The Secret to Software Success

A bridge begins with a blueprint based on mathematical certainties and predicted levels of tolerance that never change. The blueprint is followed precisely. Changes are costly and therefore anathema. The tools used to build the bridge are standard and don't change during construction. The materials are familiar and behave predictably.

Because of all that, we're pretty good at building bridges. They rarely fall down.

But bridges are built to do only one thing: connect two pieces of land so that people can cross between them without falling. Software tries to do many things, and many of them have never been tried. And the tools used to build the software change continuously.

Therefore, as long as software engineers act like bridge builders, they are doomed to fail.

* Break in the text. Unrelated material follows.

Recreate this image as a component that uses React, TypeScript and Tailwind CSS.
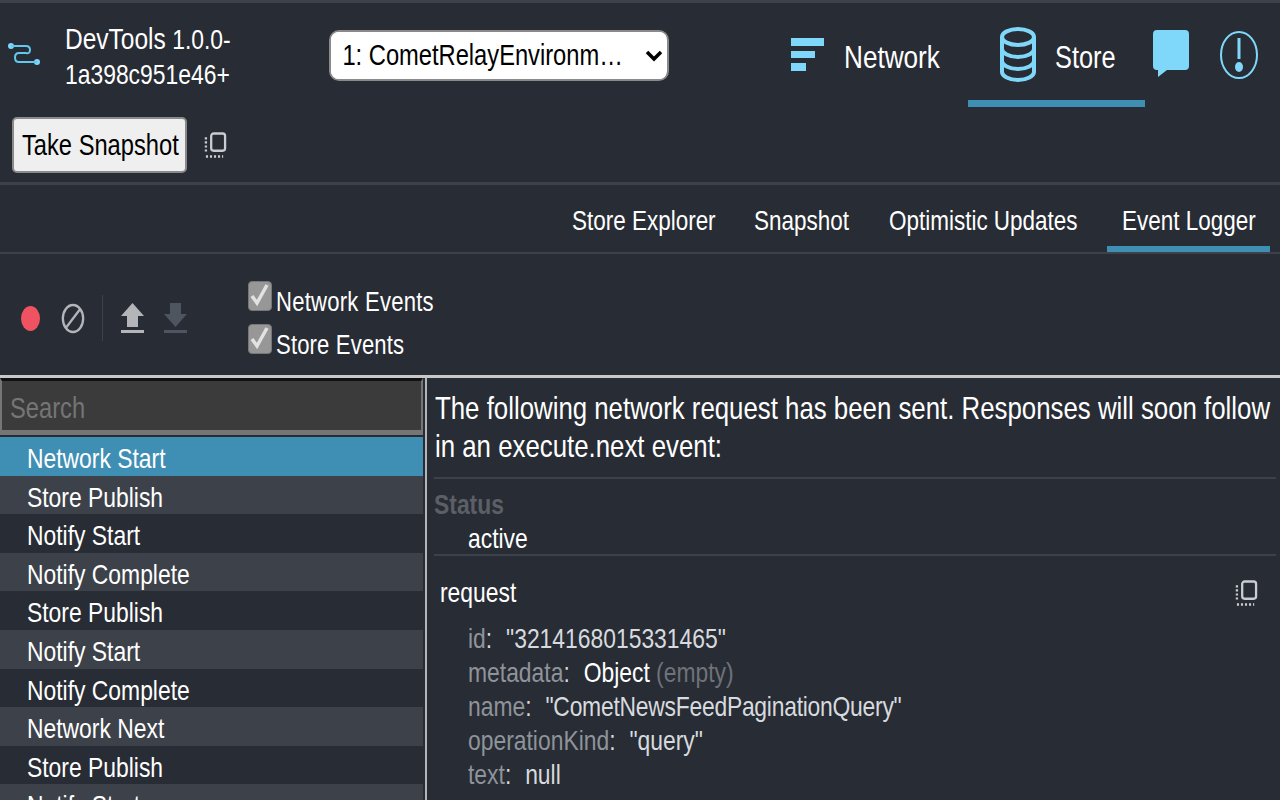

And the cost of that failure is beginning to rise.

"If this were the pharmaceutical industry, we'd be killing people," says Joshua Greenbaum, analyst at California-based Enterprise Applications Consulting. Greenbaum tracks ERP, the clay pigeon of software failure stories. "There's no reason to tolerate this level of failure. It tars the software industry. And frankly, it's bad for the CIO."

Check that. It used to be bad for the CIO. Now, in today's economic climate, it's disastrous. Nike issues an earnings warning, and Knight shuffles his executive team. Sobey's ditches a grocery application and its CIO, Bradley Jardine. The consultancy ousts most of its C-level crew.

Desperate to avoid the scapegoat's horns, some technology executives are finally beginning to take up arms against this sea of failure, redefining how software is built. They call it Agile Development, a disciplined, minimalist approach that's both elegant and arduous, and maybe IT's best hope to avoid "Yet Another Trip to Hell".